Problem:
Filter the entries, keeping every line with the word "this".

Supplied material:
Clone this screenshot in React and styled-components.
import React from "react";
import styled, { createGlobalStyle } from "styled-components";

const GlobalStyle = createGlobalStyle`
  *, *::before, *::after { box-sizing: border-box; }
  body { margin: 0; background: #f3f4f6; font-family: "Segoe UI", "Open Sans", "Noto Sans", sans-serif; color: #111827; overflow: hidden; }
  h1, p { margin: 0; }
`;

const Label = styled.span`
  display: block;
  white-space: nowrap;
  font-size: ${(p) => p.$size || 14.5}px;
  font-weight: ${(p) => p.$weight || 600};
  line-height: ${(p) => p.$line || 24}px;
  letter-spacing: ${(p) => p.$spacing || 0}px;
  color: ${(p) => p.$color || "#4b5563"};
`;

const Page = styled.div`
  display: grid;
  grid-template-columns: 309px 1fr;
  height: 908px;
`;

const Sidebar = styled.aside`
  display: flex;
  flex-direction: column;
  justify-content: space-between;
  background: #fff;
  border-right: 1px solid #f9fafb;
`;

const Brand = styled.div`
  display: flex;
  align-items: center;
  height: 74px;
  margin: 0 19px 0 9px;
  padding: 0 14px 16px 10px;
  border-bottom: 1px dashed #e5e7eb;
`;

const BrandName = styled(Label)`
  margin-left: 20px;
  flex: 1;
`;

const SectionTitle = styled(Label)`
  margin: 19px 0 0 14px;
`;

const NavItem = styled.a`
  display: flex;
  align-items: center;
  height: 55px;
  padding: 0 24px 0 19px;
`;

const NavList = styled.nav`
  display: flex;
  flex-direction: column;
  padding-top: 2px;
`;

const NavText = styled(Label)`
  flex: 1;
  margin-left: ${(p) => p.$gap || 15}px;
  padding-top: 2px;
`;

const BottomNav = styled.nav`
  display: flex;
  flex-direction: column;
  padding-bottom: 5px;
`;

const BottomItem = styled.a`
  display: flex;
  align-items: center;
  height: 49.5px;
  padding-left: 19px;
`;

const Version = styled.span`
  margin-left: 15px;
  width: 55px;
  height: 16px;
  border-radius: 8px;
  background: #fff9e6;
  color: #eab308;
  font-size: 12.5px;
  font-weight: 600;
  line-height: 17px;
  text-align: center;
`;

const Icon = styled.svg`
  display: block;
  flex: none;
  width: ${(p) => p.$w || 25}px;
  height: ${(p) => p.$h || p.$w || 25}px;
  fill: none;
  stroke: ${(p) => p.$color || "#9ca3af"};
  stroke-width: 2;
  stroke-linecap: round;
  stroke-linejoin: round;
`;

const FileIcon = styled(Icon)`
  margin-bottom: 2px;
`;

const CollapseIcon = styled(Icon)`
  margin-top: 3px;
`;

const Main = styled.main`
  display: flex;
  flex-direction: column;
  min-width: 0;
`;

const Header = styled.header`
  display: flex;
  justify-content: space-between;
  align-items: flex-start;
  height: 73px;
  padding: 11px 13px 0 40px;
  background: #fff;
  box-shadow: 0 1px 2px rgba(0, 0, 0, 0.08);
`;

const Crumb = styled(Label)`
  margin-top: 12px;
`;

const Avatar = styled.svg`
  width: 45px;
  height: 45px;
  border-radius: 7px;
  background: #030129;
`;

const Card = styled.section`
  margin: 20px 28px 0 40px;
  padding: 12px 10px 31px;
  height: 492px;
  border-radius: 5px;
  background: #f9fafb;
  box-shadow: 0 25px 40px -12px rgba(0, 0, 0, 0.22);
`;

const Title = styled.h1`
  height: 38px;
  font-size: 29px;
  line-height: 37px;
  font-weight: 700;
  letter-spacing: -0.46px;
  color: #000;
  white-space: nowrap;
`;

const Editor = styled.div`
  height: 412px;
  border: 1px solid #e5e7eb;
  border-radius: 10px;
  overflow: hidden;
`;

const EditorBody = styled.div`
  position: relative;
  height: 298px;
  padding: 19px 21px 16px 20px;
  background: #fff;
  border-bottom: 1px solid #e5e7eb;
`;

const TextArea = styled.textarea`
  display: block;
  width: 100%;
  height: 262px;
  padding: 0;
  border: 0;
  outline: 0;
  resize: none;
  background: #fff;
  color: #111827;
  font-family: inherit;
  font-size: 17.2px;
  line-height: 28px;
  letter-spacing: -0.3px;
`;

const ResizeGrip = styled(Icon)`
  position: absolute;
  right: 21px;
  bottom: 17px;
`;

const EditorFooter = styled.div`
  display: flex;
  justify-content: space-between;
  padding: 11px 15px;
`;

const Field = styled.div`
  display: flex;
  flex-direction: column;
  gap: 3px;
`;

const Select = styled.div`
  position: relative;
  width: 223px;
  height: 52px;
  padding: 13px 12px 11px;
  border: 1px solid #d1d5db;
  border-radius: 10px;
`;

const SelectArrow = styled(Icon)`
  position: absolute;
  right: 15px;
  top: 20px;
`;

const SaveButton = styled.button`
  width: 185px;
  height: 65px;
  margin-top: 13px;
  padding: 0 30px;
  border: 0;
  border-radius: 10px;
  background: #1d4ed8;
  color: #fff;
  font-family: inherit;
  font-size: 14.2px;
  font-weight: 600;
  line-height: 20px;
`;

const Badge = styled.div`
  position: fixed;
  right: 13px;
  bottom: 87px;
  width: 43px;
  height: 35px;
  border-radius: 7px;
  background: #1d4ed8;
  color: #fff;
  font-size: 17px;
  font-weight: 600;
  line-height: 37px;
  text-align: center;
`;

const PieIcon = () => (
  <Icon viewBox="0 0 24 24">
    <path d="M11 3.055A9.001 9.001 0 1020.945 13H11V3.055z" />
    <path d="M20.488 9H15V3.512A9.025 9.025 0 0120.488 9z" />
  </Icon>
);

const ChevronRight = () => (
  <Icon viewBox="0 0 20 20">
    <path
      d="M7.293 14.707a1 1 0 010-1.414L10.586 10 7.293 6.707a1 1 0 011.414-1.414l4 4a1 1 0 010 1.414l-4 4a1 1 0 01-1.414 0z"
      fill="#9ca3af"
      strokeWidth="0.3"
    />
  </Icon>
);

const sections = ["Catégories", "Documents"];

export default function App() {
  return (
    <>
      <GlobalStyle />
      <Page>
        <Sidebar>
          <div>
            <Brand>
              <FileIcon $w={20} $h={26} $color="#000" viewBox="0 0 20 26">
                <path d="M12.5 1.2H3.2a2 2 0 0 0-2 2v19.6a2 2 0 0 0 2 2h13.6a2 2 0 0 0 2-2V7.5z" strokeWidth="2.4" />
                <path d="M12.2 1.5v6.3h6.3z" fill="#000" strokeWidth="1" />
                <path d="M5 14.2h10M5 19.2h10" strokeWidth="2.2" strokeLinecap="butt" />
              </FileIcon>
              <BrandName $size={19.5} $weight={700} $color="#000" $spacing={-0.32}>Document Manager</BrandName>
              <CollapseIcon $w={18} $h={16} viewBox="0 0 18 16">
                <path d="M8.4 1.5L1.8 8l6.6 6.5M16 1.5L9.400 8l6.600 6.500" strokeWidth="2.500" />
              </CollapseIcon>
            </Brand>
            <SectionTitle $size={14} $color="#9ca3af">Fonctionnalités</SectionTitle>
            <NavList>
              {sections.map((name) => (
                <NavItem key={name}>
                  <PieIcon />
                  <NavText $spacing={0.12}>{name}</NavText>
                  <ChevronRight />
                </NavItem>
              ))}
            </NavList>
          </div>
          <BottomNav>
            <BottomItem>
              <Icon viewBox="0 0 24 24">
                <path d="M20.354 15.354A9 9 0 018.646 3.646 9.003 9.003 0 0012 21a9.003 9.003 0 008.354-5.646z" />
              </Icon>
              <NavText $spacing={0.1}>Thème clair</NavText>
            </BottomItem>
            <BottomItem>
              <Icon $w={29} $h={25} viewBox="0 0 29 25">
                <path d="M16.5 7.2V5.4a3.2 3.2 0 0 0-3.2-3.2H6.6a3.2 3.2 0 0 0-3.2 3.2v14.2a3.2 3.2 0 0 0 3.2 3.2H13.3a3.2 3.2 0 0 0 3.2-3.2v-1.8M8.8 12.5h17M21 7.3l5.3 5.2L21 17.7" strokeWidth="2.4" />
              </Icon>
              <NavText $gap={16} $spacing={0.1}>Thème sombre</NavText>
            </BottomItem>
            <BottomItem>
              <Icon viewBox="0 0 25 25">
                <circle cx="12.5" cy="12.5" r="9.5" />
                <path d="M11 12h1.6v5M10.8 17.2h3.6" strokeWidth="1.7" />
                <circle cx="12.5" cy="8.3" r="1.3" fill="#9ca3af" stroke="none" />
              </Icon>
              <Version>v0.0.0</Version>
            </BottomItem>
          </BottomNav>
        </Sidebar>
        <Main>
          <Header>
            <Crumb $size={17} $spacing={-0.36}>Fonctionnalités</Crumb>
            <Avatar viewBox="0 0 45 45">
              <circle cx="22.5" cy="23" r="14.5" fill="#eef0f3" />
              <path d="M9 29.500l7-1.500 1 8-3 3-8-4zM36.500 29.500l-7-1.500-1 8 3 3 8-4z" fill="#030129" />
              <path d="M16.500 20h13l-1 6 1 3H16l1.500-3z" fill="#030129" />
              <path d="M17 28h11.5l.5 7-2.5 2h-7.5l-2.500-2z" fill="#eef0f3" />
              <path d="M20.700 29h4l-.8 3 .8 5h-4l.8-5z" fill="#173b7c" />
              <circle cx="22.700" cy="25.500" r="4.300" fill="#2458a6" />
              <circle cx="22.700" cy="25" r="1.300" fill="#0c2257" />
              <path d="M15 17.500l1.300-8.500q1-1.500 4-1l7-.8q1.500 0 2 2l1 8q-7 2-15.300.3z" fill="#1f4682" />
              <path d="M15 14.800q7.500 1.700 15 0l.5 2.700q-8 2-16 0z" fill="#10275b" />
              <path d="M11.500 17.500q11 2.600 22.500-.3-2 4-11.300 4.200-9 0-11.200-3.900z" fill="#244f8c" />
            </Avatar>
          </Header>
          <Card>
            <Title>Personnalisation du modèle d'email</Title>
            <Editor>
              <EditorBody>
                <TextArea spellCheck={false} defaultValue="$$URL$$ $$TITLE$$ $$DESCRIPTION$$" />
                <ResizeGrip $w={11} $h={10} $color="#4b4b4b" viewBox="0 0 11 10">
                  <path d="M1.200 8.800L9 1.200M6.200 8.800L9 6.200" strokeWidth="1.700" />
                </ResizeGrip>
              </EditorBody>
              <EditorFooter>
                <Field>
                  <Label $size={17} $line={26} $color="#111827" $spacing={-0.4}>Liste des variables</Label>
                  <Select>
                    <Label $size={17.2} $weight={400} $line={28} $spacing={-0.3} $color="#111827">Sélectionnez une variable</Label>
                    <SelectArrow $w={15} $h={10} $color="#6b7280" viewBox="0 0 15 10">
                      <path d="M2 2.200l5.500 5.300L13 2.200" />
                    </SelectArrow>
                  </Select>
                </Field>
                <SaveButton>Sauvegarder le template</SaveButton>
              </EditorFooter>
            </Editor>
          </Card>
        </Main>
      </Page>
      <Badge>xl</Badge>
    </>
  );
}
==
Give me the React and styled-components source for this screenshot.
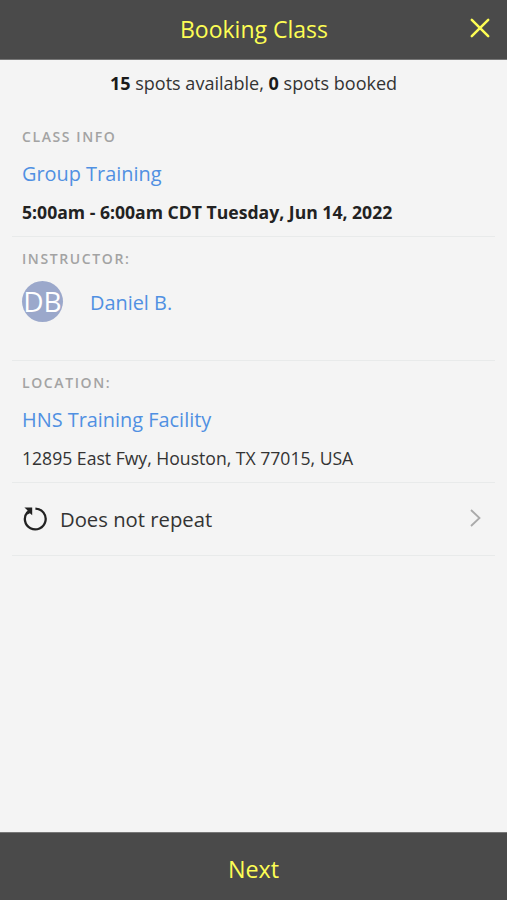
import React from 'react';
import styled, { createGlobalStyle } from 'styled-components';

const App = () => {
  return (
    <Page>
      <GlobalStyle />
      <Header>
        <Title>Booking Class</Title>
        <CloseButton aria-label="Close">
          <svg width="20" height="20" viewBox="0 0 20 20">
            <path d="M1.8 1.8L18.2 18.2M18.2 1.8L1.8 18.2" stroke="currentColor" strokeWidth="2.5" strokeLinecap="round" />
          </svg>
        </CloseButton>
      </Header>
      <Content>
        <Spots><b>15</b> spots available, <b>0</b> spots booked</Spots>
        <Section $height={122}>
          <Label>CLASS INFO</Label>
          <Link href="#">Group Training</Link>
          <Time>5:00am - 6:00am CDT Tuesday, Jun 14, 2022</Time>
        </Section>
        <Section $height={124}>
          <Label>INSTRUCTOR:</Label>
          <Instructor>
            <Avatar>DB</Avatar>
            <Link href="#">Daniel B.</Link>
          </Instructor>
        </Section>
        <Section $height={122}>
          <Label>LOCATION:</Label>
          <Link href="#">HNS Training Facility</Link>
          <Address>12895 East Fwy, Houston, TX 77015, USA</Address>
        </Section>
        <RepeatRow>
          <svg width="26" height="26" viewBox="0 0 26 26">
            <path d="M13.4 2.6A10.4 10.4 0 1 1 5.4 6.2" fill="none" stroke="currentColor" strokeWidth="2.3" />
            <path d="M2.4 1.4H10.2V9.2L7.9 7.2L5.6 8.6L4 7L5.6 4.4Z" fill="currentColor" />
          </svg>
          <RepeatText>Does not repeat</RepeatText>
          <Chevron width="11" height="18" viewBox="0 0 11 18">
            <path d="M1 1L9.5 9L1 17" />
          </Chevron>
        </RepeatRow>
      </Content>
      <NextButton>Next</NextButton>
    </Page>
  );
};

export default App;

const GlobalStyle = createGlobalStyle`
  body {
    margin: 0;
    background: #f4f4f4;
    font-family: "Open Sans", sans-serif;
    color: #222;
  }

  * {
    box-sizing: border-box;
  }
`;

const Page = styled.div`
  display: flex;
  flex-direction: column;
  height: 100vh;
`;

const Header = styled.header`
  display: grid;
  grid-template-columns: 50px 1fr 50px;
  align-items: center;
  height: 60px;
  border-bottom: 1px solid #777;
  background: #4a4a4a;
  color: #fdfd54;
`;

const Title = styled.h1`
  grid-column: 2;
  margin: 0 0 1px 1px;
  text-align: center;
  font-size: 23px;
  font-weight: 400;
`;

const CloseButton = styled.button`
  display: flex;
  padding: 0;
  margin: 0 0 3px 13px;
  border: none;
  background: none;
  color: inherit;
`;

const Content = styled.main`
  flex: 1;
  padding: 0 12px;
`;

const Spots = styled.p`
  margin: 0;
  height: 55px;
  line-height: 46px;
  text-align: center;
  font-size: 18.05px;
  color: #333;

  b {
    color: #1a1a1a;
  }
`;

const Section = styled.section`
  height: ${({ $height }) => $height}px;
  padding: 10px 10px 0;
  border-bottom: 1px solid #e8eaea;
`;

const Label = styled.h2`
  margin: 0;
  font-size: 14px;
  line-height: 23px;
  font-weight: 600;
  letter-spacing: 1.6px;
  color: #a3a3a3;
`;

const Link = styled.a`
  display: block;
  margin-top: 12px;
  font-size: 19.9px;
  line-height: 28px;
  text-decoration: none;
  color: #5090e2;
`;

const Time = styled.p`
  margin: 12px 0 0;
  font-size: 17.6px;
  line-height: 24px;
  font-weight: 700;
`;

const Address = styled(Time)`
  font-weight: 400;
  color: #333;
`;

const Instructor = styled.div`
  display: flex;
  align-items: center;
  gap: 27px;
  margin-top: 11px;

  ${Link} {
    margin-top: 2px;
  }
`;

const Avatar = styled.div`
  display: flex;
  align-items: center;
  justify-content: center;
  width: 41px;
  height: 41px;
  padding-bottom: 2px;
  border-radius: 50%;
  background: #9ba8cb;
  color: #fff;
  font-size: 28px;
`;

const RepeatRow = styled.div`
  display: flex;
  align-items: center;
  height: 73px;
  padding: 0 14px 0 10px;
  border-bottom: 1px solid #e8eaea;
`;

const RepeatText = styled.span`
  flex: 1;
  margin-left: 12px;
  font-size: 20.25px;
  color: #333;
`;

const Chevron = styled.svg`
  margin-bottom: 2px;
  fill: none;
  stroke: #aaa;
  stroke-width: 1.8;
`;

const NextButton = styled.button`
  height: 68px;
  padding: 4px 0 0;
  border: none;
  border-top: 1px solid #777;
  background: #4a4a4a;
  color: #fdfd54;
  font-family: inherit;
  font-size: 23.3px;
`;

Exercise output:
Clone this screenshot in React and styled-components.
Give me the React and styled-components source for this screenshot.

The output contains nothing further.